As for the Sparty photo, Leeder admitted it was a bit of a swing and a miss. Yet, it pained him that he even had to be talking about this tempest in a Lion’s Den on the heels of a weekend in which the Senators beat the nemesis Toronto Maple Leafs on Saturday and handled the Utah HC on Sunday. Don’t look now, but the Sens just vaulted into third overall in the Atlantic Division.

Here is this team that hasn’t had a sniff of a playoff spot in nearly eight years, on the cusp of a post-season berth, and we’re talking about a mascot’s jersey colours?

Such is life here in still small-town Ottawa, where generations of fans in the city and Valley grew up as supporters of either that blue team or the bleu-blanc-rouge of Montreal.

Thirty-three years is not a huge amount of time to create a market between two behemoths who have dominated hockey talk in Canada for more than 100 years. 

The Senators, led by Leeder and now Andlauer, have done a fine job of rebuilding trust — both in the business and in hockey operations. 
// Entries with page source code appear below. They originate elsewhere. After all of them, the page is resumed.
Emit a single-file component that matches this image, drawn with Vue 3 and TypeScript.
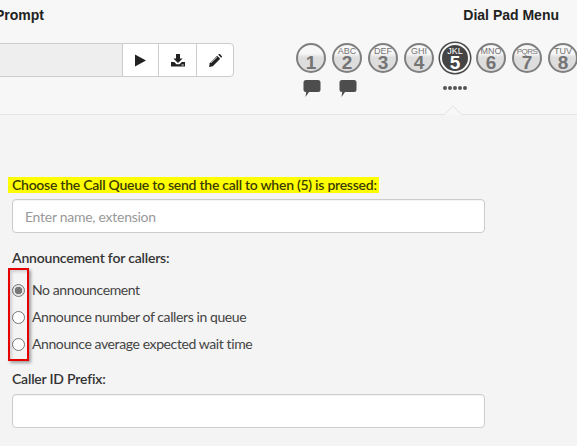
<script setup lang="ts">
const keys = [
  { num: '1', sub: '', msg: true, on: false },
  { num: '2', sub: 'ABC', msg: true, on: false },
  { num: '3', sub: 'DEF', msg: false, on: false },
  { num: '4', sub: 'GHI', msg: false, on: false },
  { num: '5', sub: 'JKL', msg: false, on: true },
  { num: '6', sub: 'MNO', msg: false, on: false },
  { num: '7', sub: 'PQRS', msg: false, on: false },
  { num: '8', sub: 'TUV', msg: false, on: false }
]
const options = [
  'No announcement',
  'Announce number of callers in queue',
  'Announce average expected wait time'
]
</script>

<template>
  <div class="page">
    <header class="top">
      <section class="prompt">
        <h4 class="title">Prompt</h4>
        <div class="toolbar">
          <div class="file" />
          <button class="tool">
            <svg width="13" height="13" viewBox="0 0 13 13"><path d="M1 .5 12 6.500 1 12.500Z" fill="#222" /></svg>
          </button>
          <button class="tool dl">
            <svg width="14" height="13" viewBox="0 0 14 13">
              <path d="M5 0h4v4.500h2.600L7 9 2.400 4.500H5Z" fill="#222" />
              <path d="M0 8h3.200L5.500 10.200h3L10.800 8H14v4.500H0Z" fill="#222" />
              <path d="M10.500 11h2.200" stroke="#f7f7f7" stroke-width="1" />
            </svg>
          </button>
          <button class="tool pen">
            <svg width="13" height="13" viewBox="0 0 13 13">
              <path d="M0 13 .8 9.200 8.200 1.800 11.200 4.800 3.800 12.200Z" fill="#222" />
              <path d="M9.200 .8 9.700.3a1 1 0 0 1 1.400 0L12.700 1.900a1 1 0 0 1 0 1.400l-.5.500Z" fill="#222" />
              <path d="M2 8.800 8.200 3" stroke="#f7f7f7" stroke-width=".7" />
            </svg>
          </button>
        </div>
      </section>

      <section class="dial">
        <h4 class="title menu-title">Dial Pad Menu</h4>
        <div class="keys">
          <div v-for="k in keys" :key="k.num" class="key-col">
            <div class="key" :class="{ on: k.on }">
              <span class="sub" :class="{ tight: k.sub.length > 3 }">{{ k.sub }}</span>
              <span class="num">{{ k.num }}</span>
            </div>
            <svg v-if="k.msg" class="bubble" width="18" height="18" viewBox="0 0 18 18">
              <path d="M3 0h12a2.500 2.500 0 0 1 2.500 2.500v7A2.500 2.500 0 0 1 15 12H6L2.500 17 3.200 12H3A2.500 2.500 0 0 1 .5 9.500v-7A2.500 2.500 0 0 1 3 0Z" fill="#4d4d4d" />
            </svg>
            <div v-if="k.on" class="dots"><i v-for="n in 5" :key="n" /></div>
          </div>
        </div>
      </section>
      <span class="notch" />
    </header>

    <form class="form">
      <label class="label"><mark>Choose the Call Queue to send the call to when (5) is pressed:</mark></label>
      <input class="field" placeholder="Enter name, extension" />

      <label class="label announce">Announcement for callers:</label>
      <div class="radios">
        <label v-for="(o, i) in options" :key="o" class="radio">
          <span class="dot" :class="{ checked: i === 0 }" />
          {{ o }}
        </label>
        <span class="callout" />
      </div>

      <label class="label prefix">Caller ID Prefix:</label>
      <input class="field" />
    </form>
  </div>
</template>

<style>
html,
body {
  margin: 0;
  background: #f4f4f4;
  overflow: hidden;
}
</style>

<style scoped>
.page {
  width: 577px;
  height: 446px;
  overflow: hidden;
  font-family: Lato, "Open Sans", sans-serif;
  color: #333;
}
.top {
  position: relative;
  height: 115px;
  box-sizing: border-box;
  display: flex;
  justify-content: space-between;
  background: #f7f7f7;
  border-bottom: 1px solid #e4e4e4;
}
.title {
  margin: 0;
  font: bold 14px/16px "Liberation Sans", Arial, sans-serif;
  color: #222;
}
.prompt {
  padding-top: 7px;
  margin-left: -5px;
}
.toolbar {
  display: flex;
  height: 34px;
  margin-top: 20px;
  margin-left: -78px;
  box-sizing: border-box;
  border: 1px solid #ccc;
  border-radius: 4px;
  background: #fff;
}
.file {
  width: 204px;
  background: #eee;
}
.tool {
  padding: 0;
  border: none;
  border-left: 1px solid #ccc;
  background: transparent;
  display: flex;
  align-items: center;
  justify-content: center;
  width: 36px;
}
.tool.dl {
  width: 38px;
}
.tool.pen {
  width: 37px;
  border-radius: 0 4px 4px 0;
}
.dial {
  position: relative;
  width: 282px;
  padding-top: 7px;
  flex: none;
  margin-right: -1px;
}
.menu-title {
  text-align: right;
  margin-right: 19px;
}
.keys {
  display: flex;
  gap: 6px;
  margin-top: 20px;
}
.key-col {
  width: 30px;
  display: flex;
  flex-direction: column;
  align-items: center;
}
.key {
  position: relative;
  width: 30px;
  height: 30px;
  box-sizing: border-box;
  border-radius: 50%;
  border: 2px solid #7f7f7f;
  background: linear-gradient(#f7f7f7 0 32%, #dedede 48%, #dcdcdc);
  color: #747474;
  display: flex;
  flex-direction: column;
  align-items: center;
  font-family: "Liberation Sans", Arial, sans-serif;
  text-align: center;
}
.sub {
  height: 8px;
  margin-top: 2px;
  font-size: 9px;
  line-height: 9px;
  white-space: nowrap;
}
.sub.tight {
  font-size: 8px;
  letter-spacing: -0.5px;
}
.num {
  font-size: 19px;
  font-weight: bold;
  line-height: 15px;
}
.key.on {
  border-color: #f7f7f7;
  background: #444;
  box-shadow: 0 0 0 1.5px #4a4a4a;
  color: #fff;
}
.bubble {
  margin-top: 7px;
  margin-left: 2px;
}
.dots {
  display: flex;
  gap: 1px;
  margin-top: 13px;
}
.dots i {
  width: 4px;
  height: 4px;
  border-radius: 50%;
  background: #555;
}
.notch {
  position: absolute;
  left: 446px;
  bottom: -8px;
  width: 14px;
  height: 14px;
  transform: rotate(45deg);
  background: #f7f7f7;
  border-top: 1px solid #e4e4e4;
  border-left: 1px solid #e4e4e4;
  box-sizing: border-box;
  clip-path: polygon(0 0, 100% 0, 0 100%);
}
.form {
  padding: 60px 0 0 12px;
  width: 473px;
  font-size: 14px;
}
.label {
  display: block;
  font-weight: 600;
  line-height: 20px;
  letter-spacing: -0.2px;
  color: #333;
}
mark {
  display: inline-block;
  background: #ff0;
  margin-left: -4px;
  padding: 0 2px 0 4px;
  line-height: 16px;
  letter-spacing: -0.26px;
  color: #3c3c00;
}
.field {
  display: block;
  width: 100%;
  height: 34px;
  box-sizing: border-box;
  margin-top: 4px;
  padding: 0 12px;
  border: 1px solid #ccc;
  border-radius: 4px;
  background: #fff;
  font: inherit;
  letter-spacing: -0.27px;
  box-shadow: inset 0 1px 1px rgba(0, 0, 0, 0.05);
}
.field::placeholder {
  color: #999;
}
.announce {
  margin-top: 15px;
}
.radios {
  position: relative;
  margin-top: 12px;
  display: flex;
  flex-direction: column;
  gap: 7px;
}
.radio {
  display: flex;
  align-items: center;
  gap: 7px;
  height: 20px;
  line-height: 20px;
  letter-spacing: -0.4px;
  color: #444;
}
.dot {
  width: 13px;
  height: 13px;
  box-sizing: border-box;
  border: 1px solid #767676;
  border-radius: 50%;
  background: #fff;
  flex: none;
}
.dot.checked {
  background: radial-gradient(circle, #777 0 3.5px, #e4e4e4 4px);
}
.callout {
  position: absolute;
  left: -4px;
  top: -12px;
  width: 21px;
  height: 93px;
  box-sizing: border-box;
  border: 2.5px solid #e60000;
  box-shadow: 2px 2px 3px rgba(0, 0, 0, 0.35), inset 2px 2px 3px rgba(0, 0, 0, 0.15);
}
.prefix {
  margin-top: 15px;
}
.prefix + .field {
  margin-top: 5px;
}
</style>
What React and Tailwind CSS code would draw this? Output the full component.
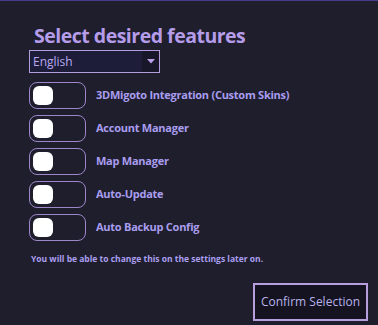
import React from "react";

const features = [
  "3DMigoto Integration (Custom Skins)",
  "Account Manager",
  "Map Manager",
  "Auto-Update",
  "Auto Backup Config",
];

function Toggle() {
  return (
    <div className="w-[57px] h-[27px] rounded-[8px] border border-[#9d86c9] flex items-center pl-[3px]">
      <div className="w-[20px] h-[19px] rounded-[6px] bg-white" />
    </div>
  );
}

export default function App() {
  return (
    <div
      className="w-[378px] h-[325px] bg-[#1f1e2d] border-t-[1px] border-[#4a3a8c] flex flex-col overflow-hidden"
      style={{ fontFamily: '"Open Sans", "Noto Sans", sans-serif' }}
    >
      <div className="pl-[34px] pt-[22px] text-[19.5px] leading-[26px] font-bold text-[#b59ce9] tracking-[-0.5px]">
        Select desired features
      </div>
      <div className="ml-[29px] mt-[1px] w-[131px] h-[23px] border border-[#b49ddf] bg-[#1d1d3a] flex items-stretch">
        <div className="flex-1 pl-[3px] flex items-center text-[12px] text-[#b8a8ee]">English</div>
        <div className="w-[17px] bg-[#171729] flex items-center justify-center">
          <svg width="8" height="5" viewBox="0 0 8 5">
            <path d="M0 0 L8 0 L4 4.5 Z" fill="#b89fe6" />
          </svg>
        </div>
      </div>
      <div className="mt-[9px] ml-[29px] flex flex-col gap-[6px]">
        {features.map((f) => (
          <div key={f} className="flex items-center gap-[10px]">
            <Toggle />
            <span className="text-[11px] font-bold text-[#a99def] tracking-[-0.25px]">{f}</span>
          </div>
        ))}
      </div>
      <div className="ml-[31px] mt-[12px] text-[8.5px] font-bold text-[#ab9ff0]">
        You will be able to change this on the settings later on.
      </div>
      <div className="flex justify-end pr-[10px] mt-[17px]">
        <div className="w-[115px] h-[38px] border-2 border-[#b69fdc] bg-[#14131f] flex items-center justify-center text-[12px] text-[#b9b2ec]">
          Confirm Selection
        </div>
      </div>
    </div>
  );
}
The Sparty joke that bombed might just be a case of “too soon.”

Later this year, the Senators should have a land deal in place with the NCC to build a new downtown(ish) hockey arena to house a team that is a perennial contender again, as it was in the early 2000s. 

At which time, the community of Ottawa just might have the confidence to loan the team to Quebec for a game or three, knowing the Senators aren’t going anywhere. 

The dreams of builders Firestone, Leeder and Sexton to win a Stanley Cup in Ottawa have not dimmed. They burn as brightly as ever. 

We would do well to remember that, even when a fleur-de-lis sneaks its way onto a Sens jersey.